Be direct, simple, brief, vigorous, and lucid.
Prefer the familiar word to the far-fetched. Prefer the concrete word to the abstract. Prefer the single word to the circumlocution. Prefer the short word to the long. Prefer the Saxon word to the Romance.
Any one who wishes to become a good writer should endeavour, before he allows himself to be tempted by the more showy qualities, to be direct, simple, brief, vigorous, and lucid.
Those who run to long words are mainly the unskillful and tasteless; they confuse pomposity with dignity, flaccidity with ease, and bulk with force.

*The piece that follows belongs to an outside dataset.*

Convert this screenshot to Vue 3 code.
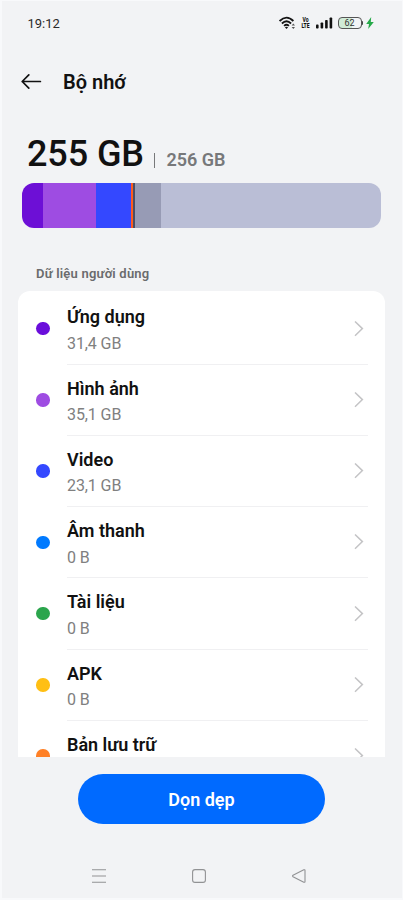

Anyone who finds himself putting down several commas close to one another should reflect that he is making himself disagreeable.
The obvious is better than obvious avoidance of it.
After all, it is an ancient and valuable right of the English people to turn their nouns into verbs when they are so minded.
Those who are addicted to the phrase “to use a vulgarism” expect to achieve the feat of being at once vulgar and superior to vulgarity.
We tell our thoughts, like our children, to put on their hats and coats before they go out.
The writer’s Queen Victoria is his public, and he would do well to keep a bust of the old Queen on his desk with the legend “We are not amused” hanging from it.
It need hardly be said that shortness is a merit in words.